We started out his first time in BPUP competition on a nylon Mendota show lead. It was not strong enough though, but for his age at that time, it did just fine. For the show after that, we went to a vendor on site at the show to get him fitted for a gold snake chain and bought a leather clip leash. We found the vendors to be super helpful in fitting him with the appropriate chain because they measured his head and recommended one to us that would still have some room to grow since he was only about 6 months at the time. Their recommendation gave us so much more control over our puppy and he ended up doing much better.


----------



## FinnTheFloof (Jun 27, 2021)

goldielynn said:


> We started out his first time in BPUP competition on a nylon Mendota show lead. It was not strong enough though, but for his age at that time, it did just fine. For the show after that, we went to a vendor on site at the show to get him fitted for a gold snake chain and bought a leather clip leash. We found the vendors to be super helpful in fitting him with the appropriate chain because they measured his head and recommended one to us that would still have some room to grow since he was only about 6 months at the time. Their recommendation gave us so much more control over our puppy and he ended up doing much better.


Thank you! Do you think that you'd be able to explain the difference between different types of chains (Snake, hex, etc)? I don't fully understand the difference.


----------



## goldielynn (Sep 5, 2020)

I honestly wish I could tell you the difference. Windsor is our first show puppy, and we just rely on the professionals to tell us what's best. Haha! At his last show, we had a handler show him and she didn't even need any of his "old" equipment.


----------



## Tagrenine (Aug 20, 2019)

I like kangaroo leather and a chain


----------



## ArkansasGold (Dec 7, 2017)

I use chains. Mine are Herm Sprenger flat links chains that I ordered from Panagenics. The smallest link size I think. One of my leads is soft leather and the other is kangaroo leather. I like the regular leather one better, but I still use the kangaroo leather one sometimes. A lot of my friends use leads made with satin cord. They are strong, soft, affordable, and durable yet pretty.


----------



## Megora (Jun 7, 2010)

Well... show leads depends on the dog. And also depends on your intentions and plans as far as showing goes.

I have 2 kangaroo leads which I use with my 2 boys. These are the pretty typical braided leads with beads... I love them.  But they are like 90-100 bucks.
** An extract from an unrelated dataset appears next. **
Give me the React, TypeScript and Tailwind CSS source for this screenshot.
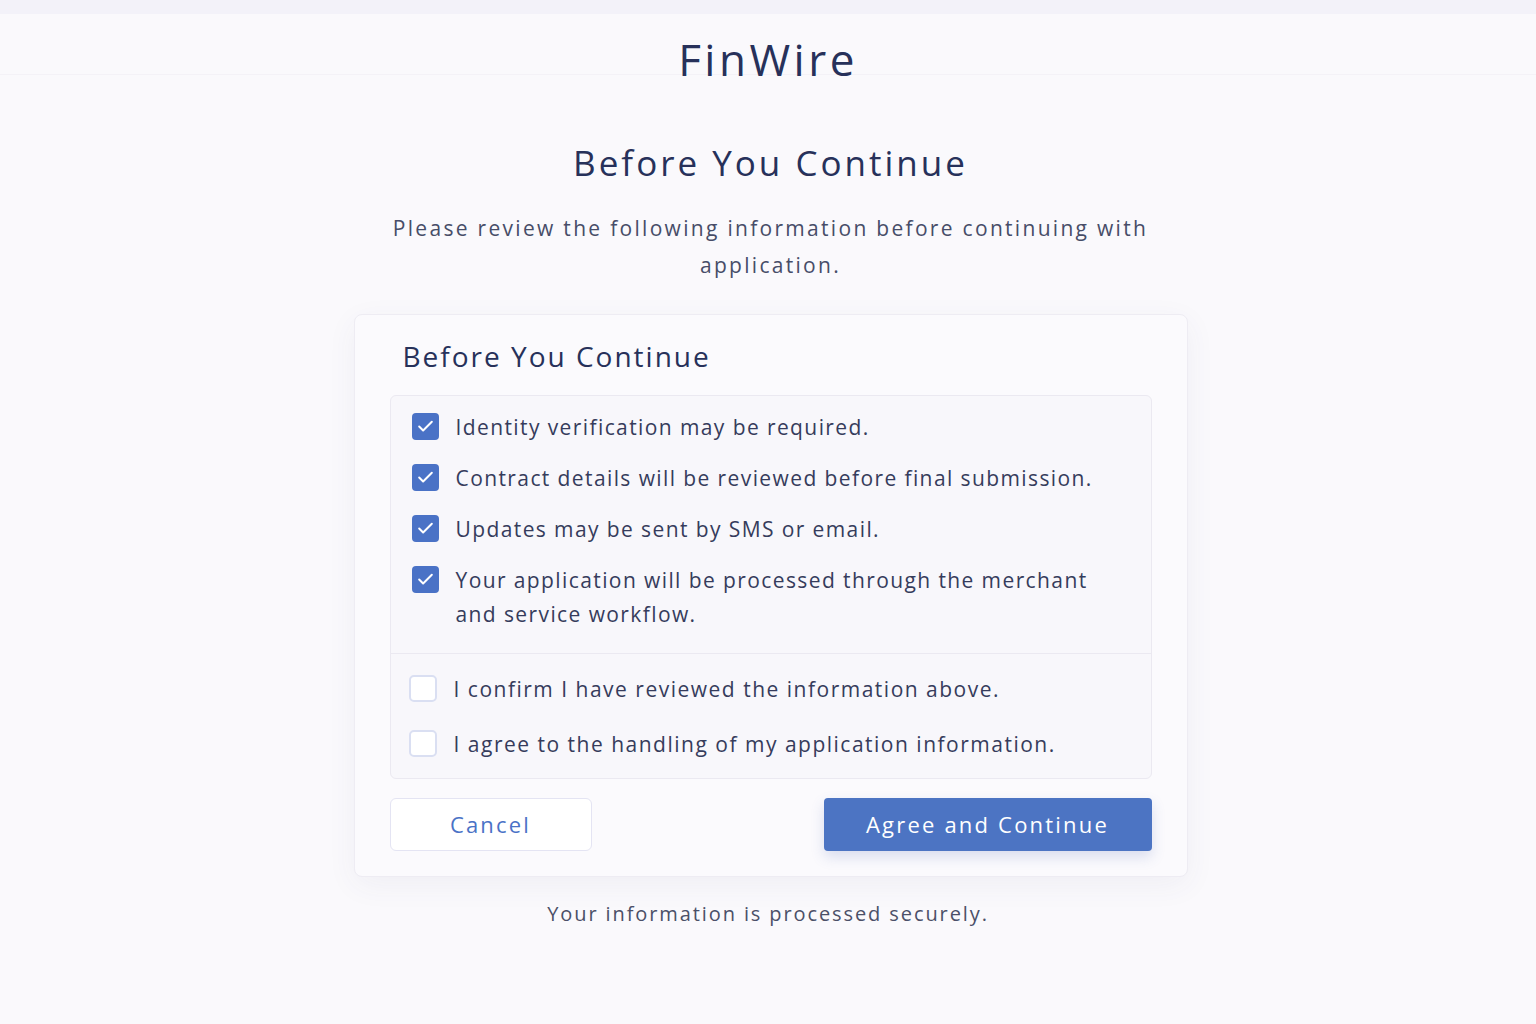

However, if either of my boys were pullers like their dad was - I would revert back to the show lead I bought for him and used for a couple years. You can find these leads on Whitmans Sharpening. Very strong lead and comfortable on the hands. Costs about $60.

The kangaroo leather leads are supposed to be stronger + have a core in there to prevent snapping, however, they can hurt your hands if you have a strong pulling dog in the ring.

If you go on Cherrybrook, you will see options there that are not as expensive and work just fine.

For collars - my one boy I used a snake chain collar and the other I use a nylon slip collar. Snake chain will cost you about $15-20, I think? The nylon slip was on sale and I got it for a buck. 

Also leads with snap ends are not advised, because they can come unhooked in the ring. <= ask me how I know.  

Gotta run, but I think you probably should ask the person you are training with or check with other juniors to see what they are using.


----------



## FinnTheFloof (Jun 27, 2021)

I'm going to a show this Saturday, and am planning to buy a lead and collar there. I'm going to get a chain (I think it's called a snake chain? I know what I'm looking for but not what it's called) and some sort of leather lead. I've got two questions:
-What color collar should I get? For reference, here's his coat:








I'm worried that a gold would look too yellow, but a silver wouldn't blend well. I plan to wear navy when showing him. 
- He's definitely a puller, and everything that I've tried so far has cut my hands. Any recommendations on that? I can't find what Megora recommended.
I'm not bringing him to the show but I plan to measure him beforehand based on info found online (it says measure where the collar should go, then add 2 inches) and add an inch? for growing.


----------



## ArkansasGold (Dec 7, 2017)

I personally prefer silver chains. I even use a silver chain with a gold clip. You just need to do some trial and error I think. I personally think the round kangaroo leather leads are harder on your hands than the softer bull-hide ones. You can ask Maddie what she prefers and she will have a huge collection of leads that she might let you touch to see what you like.


----------



## FinnTheFloof (Jun 27, 2021)

ArkansasGold said:


> I personally prefer silver chains. I even use a silver chain with a gold clip. You just need to do some trial and error I think. I personally think the round kangaroo leather leads are harder on your hands than the softer bull-hide ones. You can ask Maddie what she prefers and she will have a huge collection of leads that she might let you touch to see what you like.


I totally forgot that I could ask her about that! That's a great idea! Thank you!


----------